Acidic liquids can etch certain coatings over time, especially on brushed brass, black taps, or cheaper chrome plating. Prolonged soaking, which many online hacks recommend, increases the risk of damage.
The fastest way to age an expensive tap is repeated acid soaks on delicate finishes that were never designed for them.
Several manufacturers quietly warn against strong acids in their care leaflets, even if they are “natural”. They advise mild, pH-balanced cleaners applied with soft cloths and rinsed quickly. Plumbers follow those notes to avoid complaints and warranty issues.
By targeting the aerator and using gentle cleaners, tradespeople can remove heavy limescale while keeping warranty-safe methods.
Other methods: bicarbonate, citric acid and household tricks
Households still reach for cupboard staples to deal with deposits. Used carefully, some of these approaches can complement the plumbers’ method.
Using bicarbonate of soda
Bicarbonate of soda is mildly abrasive. Mixed with a little water, it turns into a paste that can lift stubborn crusts around the base of taps and on handles.
- Apply the paste to the affected area.
- Leave for 10–15 minutes to soften the scale.
- Rub gently with a damp cloth or soft sponge.
- Rinse and dry fully.
This suits stainless steel and sturdy chrome, but should be avoided on very glossy or coated black taps where micro-scratches show easily.
Citric acid as a controlled option
Citric acid powder, sold for food use or descaling kettles, offers a more predictable acid than random lemon halves. A weak solution in warm water, used with a cloth and rinsed quickly, can break down deposits without long soaks.
The key is contact time: short, targeted wipes rather than leaving metal submerged.
Keeping limescale from coming back
Once the tap is clear, small habits make a huge difference to how often you need to repeat the job.
Drying the tap after each use does more for limescale prevention than any expensive gadget in a hard-water area.
Plumbers and manufacturers typically recommend:
- Wiping taps daily with a dry microfibre cloth to stop water spots drying into crust.
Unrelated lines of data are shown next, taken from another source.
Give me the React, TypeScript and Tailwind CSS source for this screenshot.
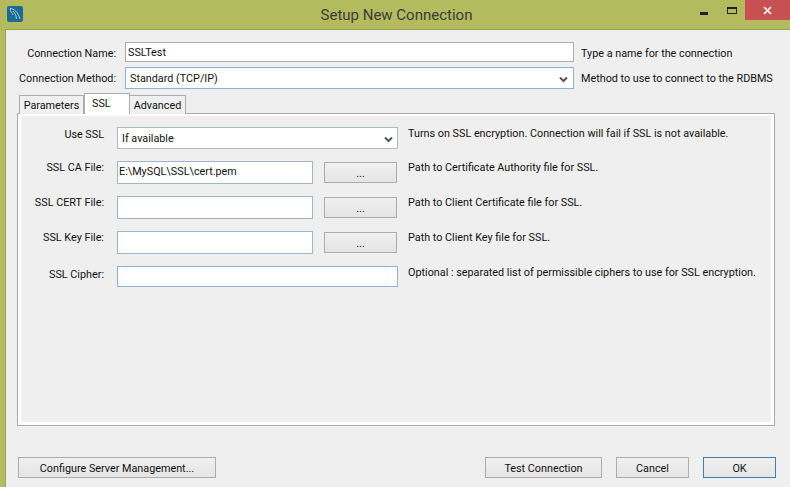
import React from 'react';

const font = { fontFamily: 'Roboto, "Noto Sans", sans-serif' };

const Label = ({ text, className }: { text: string; className: string }) => (
  <div className={`shrink-0 text-right text-[10.8px] leading-4 text-[#111] whitespace-nowrap ${className}`}>{text}</div>
);

const Help = ({ text, className = '' }: { text: string; className?: string }) => (
  <div className={`text-[10.8px] leading-4 text-[#111] whitespace-nowrap ${className}`}>{text}</div>
);

const Chevron = () => (
  <svg width="9" height="7" viewBox="0 0 9 7" className="shrink-0">
    <path d="M1 1.5 L4.5 5 L8 1.5" fill="none" stroke="#555" strokeWidth="2" />
  </svg>
);

const Button = ({ label, className = '', primary = false }: { label: string; className?: string; primary?: boolean }) => (
  <button
    className={`flex h-[21px] shrink-0 items-center justify-center border bg-gradient-to-b from-[#f0f0f0] to-[#e5e5e5] pt-[3px] text-[10.8px] text-[#111] ${
      primary ? 'border-[#3c7fb1]' : 'border-[#acacac]'
    } ${className}`}
  >
    {label}
  </button>
);

const Row = ({ label, help, value }: { label: string; help: string; value?: string }) => (
  <div className="mt-[12px] flex">
    <Label text={label} className="-mt-[1px] w-[83px]" />
    <div className="ml-[13px] flex h-[23px] w-[196px] shrink-0 items-center border border-[#9db5cf] bg-white pl-[1px] text-[10.8px] text-[#111]">
      {value}
    </div>
    <Button label="..." className="ml-[11px] mt-[1px] w-[73px]" />
    <Help text={help} className="-mt-[1px] ml-[11px]" />
  </div>
);

export default function App() {
  return (
    <div className="flex h-[487px] w-[790px] flex-col overflow-hidden bg-[#b3bb5e] pl-[5px]" style={font}>
      {/* title bar */}
      <div className="-ml-[5px] flex h-[29px] shrink-0 items-start">
        <div className="ml-[7px] mt-[6px] flex h-[16px] w-[16px] items-center justify-center rounded-[2px] bg-[#1f6a94]">
          <svg width="16" height="16" viewBox="0 0 16 16">
            <path d="M3 2.5 C7 2.5 11 6 13 13 M3 2.5 C3.5 6 5 6.5 6 9 M6 5 C8 7 9 9 9.5 13" fill="none" stroke="#a9c9da" strokeWidth="1" />
          </svg>
        </div>
        <div className="flex-1 pl-[70px] pt-[5px] text-center text-[15px] leading-5 text-[#3b3b3b]">Setup New Connection</div>
        <div className="mt-[12px] h-[2.5px] w-[8px] bg-[#222]" />
        <div className="ml-[19px] mt-[7px] h-[7px] w-[10px] border border-t-2 border-[#222]" />
        <div className="ml-[8px] flex h-[20px] w-[45px] items-center justify-center bg-[#c75050]">
          <svg width="9" height="9" viewBox="0 0 9 9">
            <path d="M1 1 L8 8 M8 1 L1 8" stroke="#fff" strokeWidth="1.7" />
          </svg>
        </div>
      </div>

      {/* client area */}
      <div className="flex flex-1 flex-col border-t border-l border-[#9ba24f] bg-[#efefef]">
        <div className="mt-[12px] flex h-[20px] items-center">
          <Label text="Connection Name:" className="mt-[3px] w-[110px]" />
          <div className="ml-[9px] flex h-[20px] w-[449px] items-center border border-[#acacac] bg-white pl-[2px] pt-[2px] text-[10.8px] text-[#111]">SSLTest</div>
          <Help text="Type a name for the connection" className="ml-[7px] mt-[3px]" />
        </div>
        <div className="mt-[5px] flex h-[22px] items-center">
          <Label text="Connection Method:" className="mt-[2px] w-[110px]" />
          <div className="ml-[9px] flex h-[22px] w-[449px] items-center justify-between border border-[#8fb0d0] bg-white pl-[4px] pr-[5px] pt-[2px] text-[10.8px] text-[#111]">
            Standard (TCP/IP)
            <Chevron />
          </div>
          <Help text="Method to use to connect to the RDBMS" className="ml-[7px] mt-[2px]" />
        </div>

        {/* tabs */}
        <div className="relative z-10 ml-[13px] mt-[4px] flex h-[21px] items-end text-[10.8px] text-[#111]">
          <div className="flex h-[19px] w-[65px] items-center justify-center border border-b-0 border-[#acacac] bg-[#f0f0f0] pt-[2px]">Parameters</div>
          <div className="flex h-[21px] w-[46px] items-center border border-b-0 border-[#acacac] bg-white pl-[7px]">SSL</div>
          <div className="flex h-[19px] w-[56px] items-center justify-center border border-b-0 border-l-0 border-[#acacac] bg-[#f0f0f0] pt-[2px]">Advanced</div>
        </div>
        <div className="ml-[11px] -mt-[1px] h-[313px] w-[758px] border border-[#acacac] bg-white px-[3px] pt-[2px] pb-[3px]">
          <div className="flex h-full flex-col bg-[#efefef]">
            <div className="mt-[11px] flex">
              <Label text="Use SSL" className="w-[83px]" />
              <div className="ml-[13px] flex h-[22px] w-[281px] shrink-0 items-center justify-between border border-[#abb8c7] bg-white pl-[4px] pr-[4px] pt-[2px] text-[10.8px] text-[#111]">
                If available
                <Chevron />
              </div>
              <Help text="Turns on SSL encryption. Connection will fail if SSL is not available." className="-mt-[1px] ml-[10px]" />
            </div>
            <Row label="SSL CA File:" value="E:\MySQL\SSL\cert.pem" help="Path to Certificate Authority file for SSL." />
            <Row label="SSL CERT File:" help="Path to Client Certificate file for SSL." />
            <Row label="SSL Key File:" help="Path to Client Key file for SSL." />
            <div className="mt-[12px] flex">
              <Label text="SSL Cipher:" className="mt-[1px] w-[83px]" />
              <div className="ml-[13px] h-[21px] w-[281px] shrink-0 border border-[#8fb0d0] bg-white" />
              <Help text="Optional : separated list of permissible ciphers to use for SSL encryption." className="-mt-[1px] ml-[10px]" />
            </div>
          </div>
        </div>

        {/* footer buttons */}
        <div className="ml-[12px] mt-[31px] flex w-[758px]">
          <Button label="Configure Server Management..." className="w-[198px]" />
          <Button label="Test Connection" className="ml-auto w-[117px]" />
          <Button label="Cancel" className="ml-[14px] w-[73px]" />
          <Button label="OK" primary className="ml-[14px] w-[73px]" />
        </div>
      </div>
    </div>
  );
}
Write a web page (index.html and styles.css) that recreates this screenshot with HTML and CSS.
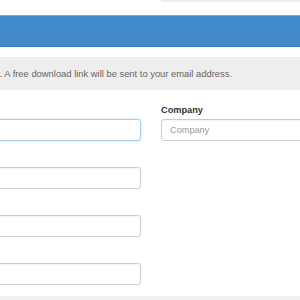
FILE: index.html
```html
<!DOCTYPE html>
<html lang="en">
<head>
    <meta charset="UTF-8">
    <meta name="viewport" content="width=device-width, initial-scale=1.0">
    <title>Free Download</title>
    <link rel="stylesheet" href="styles.css">
</head>
<body>
    <div class="topbar">
        <div class="search"></div>
    </div>

    <div class="banner"></div>

    <div class="notice">
        <p>Please fill in the form below. A free download link will be sent to your email address.</p>
    </div>

    <form class="form">
        <div class="col">
            <div class="field">
                <label for="firstName">First Name</label>
                <input type="text" id="firstName" class="is-focus" placeholder="">
            </div>
            <div class="field">
                <label for="lastName">Last Name</label>
                <input type="text" id="lastName">
            </div>
            <div class="field">
                <label for="email">Email</label>
                <input type="email" id="email">
            </div>
            <div class="field">
                <label for="phone">Phone</label>
                <input type="text" id="phone">
            </div>
        </div>
        <div class="col">
            <div class="field">
                <label for="company">Company</label>
                <input type="text" id="company" placeholder="Company">
            </div>
        </div>
    </form>

    <div class="footer"></div>
</body>
</html>
```

FILE: styles.css
```css
body {
    margin: 0;
    width: 300px;
    height: 300px;
    overflow: hidden;
    background: #fff;
    font-family: 'Liberation Sans', Arial, sans-serif;
    color: #333;
}

.topbar {
    height: 15px;
}

.search {
    margin-left: 161px;
    height: 2px;
    background: #eee;
}

.banner {
    height: 30px;
    background: #428bca;
    border-top: 1px solid #76a9d8;
    border-bottom: 1px solid #3a7cb6;
}

.notice {
    margin-top: 10px;
    height: 33px;
    background: #eee;
    display: flex;
    align-items: center;
    overflow: hidden;
}

.notice p {
    margin: 0 0 0 -114px;
    white-space: nowrap;
    font-size: 9.4px;
    color: #666;
}

.form {
    display: grid;
    grid-template-columns: 290px 290px;
    column-gap: 20px;
    margin: 14px 0 0 -149px;
}

.field {
    margin-bottom: 11px;
}

label {
    display: block;
    font-size: 9.2px;
    line-height: 13px;
    font-weight: bold;
    margin-bottom: 2px;
    color: #333;
}

input {
    display: block;
    box-sizing: border-box;
    width: 100%;
    height: 22px;
    padding: 0 8px;
    border: 1px solid #ccc;
    border-radius: 3px;
    font-family: inherit;
    font-size: 9.2px;
    color: #555;
    background: #fff;
    box-shadow: inset 0 1px 1px rgba(0, 0, 0, 0.04);
}

input::placeholder {
    color: #999;
}

input.is-focus {
    border-color: #a9cde8;
    box-shadow: 0 0 3px rgba(102, 175, 233, 0.35);
}

.footer {
    height: 10px;
    background: #f0f0f0;
}
```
- Checking the aerator monthly and giving it a quick rinse if the flow changes.
- Using a gentle bathroom spray once or twice a week on areas that get splashed often.
- Considering a whole-house softener in very hard-water postcodes where boilers, kettles and taps all suffer.
Routine attention costs minutes but dramatically reduces the need for aggressive descaling later.
What “hard water” actually means in practice
Hardness is usually measured in parts per million (ppm) or degrees of hardness. In many English cities, readings above 250 ppm are standard. Large areas of the US Midwest and Southwest sit in similar ranges.
At those levels, you can expect visible deposits on taps within weeks, chalk inside kettles within months and reduced shower performance within a couple of years if nothing is done.
Soft or moderately hard areas might only see light spotting, so a gentle wipe is often enough there.
Real-world scenarios: from rental flats to family homes
In rented accommodation, tenants often face tired, grey taps and slow bathroom sinks. With the simple aerator-cleaning method and a basic mild descaler, they can dramatically improve both look and flow without replacing fixtures or breaching any tenancy rules.
In family homes with several bathrooms, a monthly “tap check” can be built into cleaning routines. One person removes and rinses aerators, another wipes and dries surfaces. This light maintenance approach usually delays costly plumber call-outs and keeps water pressure more stable.
Balancing convenience, safety and cost
Strong chemical limescale removers do exist and can work rapidly, yet they bring fumes, splash risks and potential damage to finishes if left too long. On the other hand, purely “natural” tricks with fruit and kitchen acids are not automatically safer for delicate coatings.
The method used by many plumbers sits in the middle: minimal chemicals, mechanical cleaning, focus on the part that matters most, and short contact times. For households facing relentless hard water, that balance often delivers the best mix of speed, safety and long-term protection for taps and mixers.